Note that for $a > 0$, $$\int_0^N \frac{1}{x+a}\ dx = \ln(N+a) - \ln(a) = \ln(N) - \ln(a) + o(1)\ \text{as} \ N \to \infty$$ while $$\eqalign{\int_0^N \frac{x+a}{(x+a)^2 + b^2}\ dx &= \frac{1}{2} \left(\ln((N+a)^2+b^2) - \ln(a^2+b^2)\right)\cr &= \ln(N) - \ln(a^2+b^2) + o(1) \ \text{as} \ N \to \infty\cr}$$ and (if $b > 0$) $$ \eqalign{\int_0^N \frac{1}{(x+a)^2+b^2}\ dx = \frac{\arctan\left(\frac{N+a}{b}\right) - \arctan\left(\frac{a}{b}\right)}{b} = \frac{\pi}{2b} - \frac{\arctan\left(\frac{a}{b}\right)}{b} + o(1) \ \text{as} \ N \to \infty\cr}$$ In particular, from the partial fraction decomposition $$ \frac{1}{1+x^3} = \frac{1/3}{x+1} + \frac{(2-x)/3}{x^2 - x + 1} = \frac{1/3}{x+1} + \frac{1/2}{(x-1/2)^2+3/4} - \frac{(x-1/2)/3}{(x-1/2)^2 + 3/4}$$ you get $$ \int_0^N \frac{1}{1+x^3} \ dx = \frac{\ln(N) - \ln(1))}{3} + \frac{\pi/2 + \arctan(1/\sqrt{3})}{\sqrt{3}} - \frac{\ln(N) - \ln((1/2)^2 + 3/4)}{3} + o(1)$$ i.e. $$\int_0^\infty \frac{1}{1+x^3} \ dx = \frac{\pi}{\sqrt{3}} + \frac{\arctan(1/\sqrt{3})}{\sqrt{3}} = \frac{2 \pi}{3 \sqrt{3}}$$

Answer 3

For what is worth:

Your integral evaluates in terms of the sine function:

$$\int\limits_0^\infty \frac{1}{1+x^a}=\frac{\pi}{a}\sec\frac{\pi}{a}$$

refer to this question and the link in it.

Answer 4

I would like to know if there is some real method for evaluating this last integral.

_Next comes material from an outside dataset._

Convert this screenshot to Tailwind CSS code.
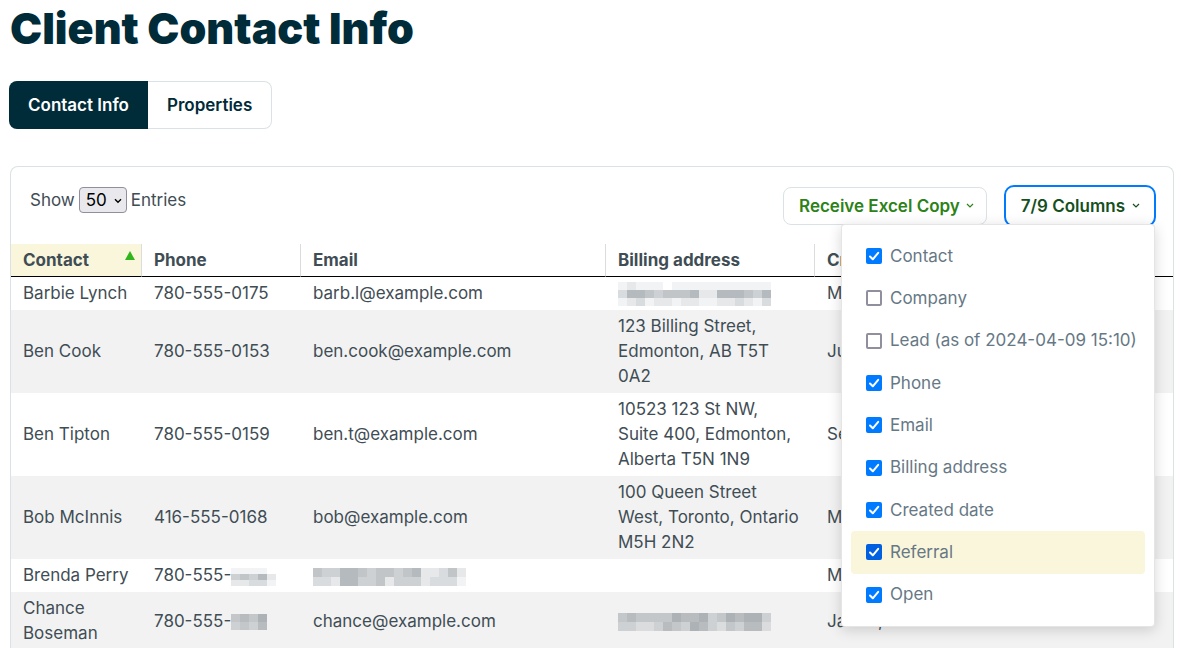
<!DOCTYPE html>
<html lang="en">
<head>
    <meta charset="UTF-8">
    <meta name="viewport" content="width=device-width, initial-scale=1.0">
    <title>Client Contact Info</title>
    <script src="https://cdn.jsdelivr.net/npm/@tailwindcss/browser@4"></script>
</head>
<body class="bg-white font-['Inter',sans-serif] text-[17px] leading-[25px] text-[#3f4d55] overflow-x-hidden">

    <div class="pl-[10px] pr-[7px]">
        <h1 class="text-[43px] leading-[56px] font-black text-[#002b38]">Client Contact Info</h1>

        <!-- Tabs -->
        <nav class="mt-[25px] -ml-px flex h-12 font-semibold" aria-label="Tabs">
            <a href="#" class="flex items-center rounded-l-lg bg-[#002b38] px-[19px] text-white" aria-current="page">Contact Info</a>
            <a href="#" class="flex items-center rounded-r-lg border border-l-0 border-[#dbe2e5] px-[19px] text-[#002b38]">Properties</a>
        </nav>

        <section class="mt-[37px] rounded-t-lg border border-b-0 border-[#dbe2e5]">
            <!-- Toolbar -->
            <div class="flex h-[77px] items-start justify-between pl-[19px] pr-[17px] pt-[18px]">
                <div class="flex items-center gap-1 pt-[2px]">
                    <label for="entries">Show</label>
                    <div class="relative flex">
                        <select id="entries" class="h-[26px] w-12 appearance-none rounded border border-[#8f8f9d] bg-[#e9e9ed] pl-[6px] text-black">
                            <option>50</option>
                        </select>
                        <svg class="pointer-events-none absolute right-[5px] top-[11px]" width="8" height="6" viewBox="0 0 8 6" fill="none" stroke="#000" stroke-width="1.4"><path d="M1 1.2 4 4.2 7 1.2"/></svg>
                    </div>
                    <span>Entries</span>
                </div>
                <div class="flex items-start gap-[17px]">
                    <button type="button" class="mt-[2px] flex h-[38px] items-center gap-[6px] rounded-lg border border-[#dbe2e5] pl-[15px] pr-3 font-semibold text-[#2c8217]">
                        Receive Excel Copy
                        <svg width="8" height="6" viewBox="0 0 8 6" fill="none" stroke="currentColor" stroke-width="1.2"><path d="M1 1 4 4 7 1"/></svg>
                    </button>
                    <div class="relative">
                        <button type="button" class="flex h-[42px] items-center gap-[7px] rounded-[10px] border-2 border-[#007aff] pl-[15px] pr-[14px] font-semibold text-[#154f1d]" aria-expanded="true">
                            7/9 Columns
                            <svg width="8" height="6" viewBox="0 0 8 6" fill="none" stroke="currentColor" stroke-width="1.2"><path d="M1 1 4 4 7 1"/></svg>
                        </button>
                        <!-- Column picker -->
                        <div id="columns" class="absolute right-px top-[39px] z-10 grid h-[403px] w-[314px] auto-rows-fr rounded border border-black/10 bg-white px-[9px] py-[10px] text-[#667885] shadow-[0_3px_14px_rgba(0,0,0,0.16)]"></div>
                    </div>
                </div>
            </div>

            <table class="w-full table-fixed border-separate border-spacing-0">
                <colgroup>
                    <col class="w-[131px]"><col class="w-[159px]"><col class="w-[305px]"><col class="w-[209px]"><col>
                </colgroup>
                <thead>
                    <tr class="text-left font-bold">
                        <th class="h-[33px] border-b border-b-black border-r border-r-[#dcdcdc] bg-[#faf6dc] px-3">
                            <div class="-mr-[6px] flex items-start justify-between">Contact
                                <svg class="mt-[3px]" width="10" height="9" viewBox="0 0 10 9" fill="#31b51c"><path d="M5 0 10 9H0z"/></svg>
                            </div>
                        </th>
                        <th class="border-b border-b-black border-r border-r-[#dcdcdc] px-3">Phone</th>
                        <th class="border-b border-b-black border-r border-r-[#dcdcdc] px-3">Email</th>
                        <th class="border-b border-b-black border-r border-r-[#dcdcdc] px-3">Billing address</th>
                        <th class="border-b border-b-black px-3 whitespace-nowrap">Created date</th>
                    </tr>
                </thead>
                <tbody id="clients"></tbody>
            </table>
        </section>
    </div>

    <script>
        const columns = [
            ['Contact', true],
            ['Company', false],
            ['Lead (as of 2024-04-09 15:10)', false],
            ['Phone', true],
            ['Email', true],
            ['Billing address', true],
            ['Created date', true],
            ['Referral', true, 'active'],
            ['Open', true]
        ];

        // Hidden values, one digit per block: 0 is clear, 6 is darkest
        const hidden = {
            phone1: ['11110', '45462', '22331'],
            phone2: ['4546', '3435'],
            email: ['54466545545622352', '33266445244423331'],
            address1: ['12111011111111111', '36654555622666546', '12312212211223213'],
            address2: ['45444465563465663', '33223543653243552']
        };

        const mosaic = (key, height) => {
            const rows = hidden[key];
            const width = rows[0].length * 9;
            const rects = rows.map((row, y) => [...row].map((n, x) =>
                `<rect x="${x * 9}" y="${y * height}" width="9" height="${height}" fill="#3f4d55" fill-opacity="${n * 0.065}"/>`).join('')).join('');
            return `<svg class="inline-block align-middle" width="${width}" height="${rows.length * height}" shape-rendering="crispEdges">${rects}</svg>`;
        };

        const clients = [
            ['Barbie Lynch', '780-555-0175', 'barb.l@example.com', mosaic('address1', 8), 'Mar 4, 2024'],
            ['Ben Cook', '780-555-0153', 'ben.cook@example.com', '123 Billing Street, Edmonton, AB T5T 0A2', 'Jul 7, 2023'],
            ['Ben Tipton', '780-555-0159', 'ben.t@example.com', '10523 123 St NW, Suite 400, Edmonton, Alberta T5N 1N9', 'Sep 7, 2023'],
            ['Bob McInnis', '416-555-0168', 'bob@example.com', '100 Queen Street West, Toronto, Ontario M5H 2N2', 'Mar 7, 2023'],
            ['Brenda Perry', '780-555-' + mosaic('phone1', 6), mosaic('email', 9), '', 'Mar 7, 2023'],
            ['Chance Boseman', '780-555-' + mosaic('phone2', 8), 'chance@example.com', mosaic('address2', 9), 'Jan 19, 2024']
        ];

        document.getElementById('columns').innerHTML = columns.map(([name, on, active]) => `
            <label class="flex items-center gap-2 rounded pl-[15px] whitespace-nowrap ${active ? 'bg-[#faf6dc]' : ''}">
                <span class="relative flex">
                    <input type="checkbox" ${on ? 'checked' : ''} class="peer size-4 appearance-none rounded-xs border-2 border-[#8f8f9d] bg-white ${active ? 'checked:border-[#0060df] checked:bg-[#0060df]' : 'checked:border-[#007aff] checked:bg-[#007aff]'}">
                    <svg class="pointer-events-none absolute inset-0 hidden peer-checked:block" width="16" height="16" viewBox="0 0 16 16" fill="none" stroke="#fff" stroke-width="2" stroke-linecap="round" stroke-linejoin="round"><path d="M4 8.5 6.8 11.3 12.2 4.8"/></svg>
                </span>
                ${name}
            </label>
        `).join('');

        document.getElementById('clients').innerHTML = clients.map(row => `
            <tr class="even:bg-[#f2f2f2]">
                ${row.map(cell => `<td class="px-3 py-1">${cell}</td>`).join('')}
            </tr>
        `).join('');
    </script>
</body>
</html>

Actually, all integrals of the form $\displaystyle\int_0^\infty\frac{x^n}{1+x^m}dx$ can be solved by substituting $t=\dfrac1{1+x^m}$ , and then recognizing the expression of the beta function in the new integral, which can be written as a product of gamma functions. Then we use the reflection formula in order to finally arrive at the desired result, $I=\dfrac\pi m\cdot\csc\left[(n+1)\dfrac\pi m\right]$ — See my answer here for more information.